The readings for this week outline consumerism and the rise of the global capital through the political lens of the development of neoliberalization in South Africa and its nearby countries. They pose controversial questions in regards to the “possible” diminishing of African values due to Western influence, such as the development of the new Gugulethu mall in Capetown from Teppo and Houssay’s article and people’s negative reactions to it. Two more debatable topics are the establishment of the Apartheid Museum from Thomas’ article and the celebration of funerals in South Africa from Lee’s article.
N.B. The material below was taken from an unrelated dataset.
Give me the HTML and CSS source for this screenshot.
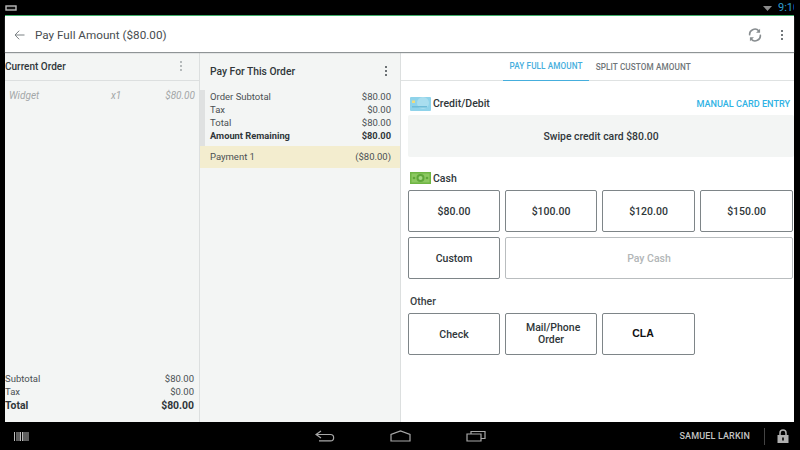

In the first article, the impact of neoliberalization on the spatial design and engineering of the new Gugulethu mall in Cape Town is discussed with an emphasis on the negative feedback that it receives from locals. The imagery, promotion and overall appearance of the mall is very Western, and since South Africans moved past the apartheid in 1994, local township viewed this as an misfit to the social environment. The mall is supposed to be “an object of African pride rooted in and marketed with revolutionary history”, but the differences that it creates between the rich and the poor is an indication of capitalism, which the South Africans refuse to accept. The establishment of the mall is undoubtedly profitable for the economy of Gugulethu and should not be viewed as a threat to these people’s cultures, but are we really capable of judging a group’s values without fully understanding their reasoning and fear of loss of culture? I think that the existence of the mall indicates the success that African nations can have without the influence or help of the West in moving towards a neoliberal economy to succeed in the global market with other countries. I also think that values and traditions should be kept separate from the establishment of businesses solely to improve the economy.
In the 80s, the skin-lightener trade developed as it was marketed to women as a tool to appear attractive to men. The Krok brothers funded the establishment of the Apartheid Museum, which was designed to demonstrate the struggles of people living under the racist apartheid the state faced. But the revenue that the skin-lightening businesses generated was essentially the money used to fund for the Museum, which I found very problematic, as, on one hand, it is meant to honour the struggles of a coloured minority group, while on the other hand, it is advertised as a “beauty” product that solely focuses on enhancing appearances. This can be related to Lee’s article about funerals and their significance among Africans. In South Africa, funerals are a form of entertainment for people due to the lack of activities and opportunities available to them. People do not fear death because that would mean it is the ending of one’s life, but rather in fear of dying when they are not at their ancestral home. As there are traditional burial rites and rituals exclusive to the South African culture, most people want to be buried correctly in their own land and amongst their own people to have a ‘dignified’ funeral. Revenue is therefore generated as funerals become more of a celebration rather than a time to mourn over one’s loss.
The question boils down to whether these are actual influences of the West or are they unique and national ways to support the economy of South Africa in a commercialized and interconnected economy that is rapidly growing?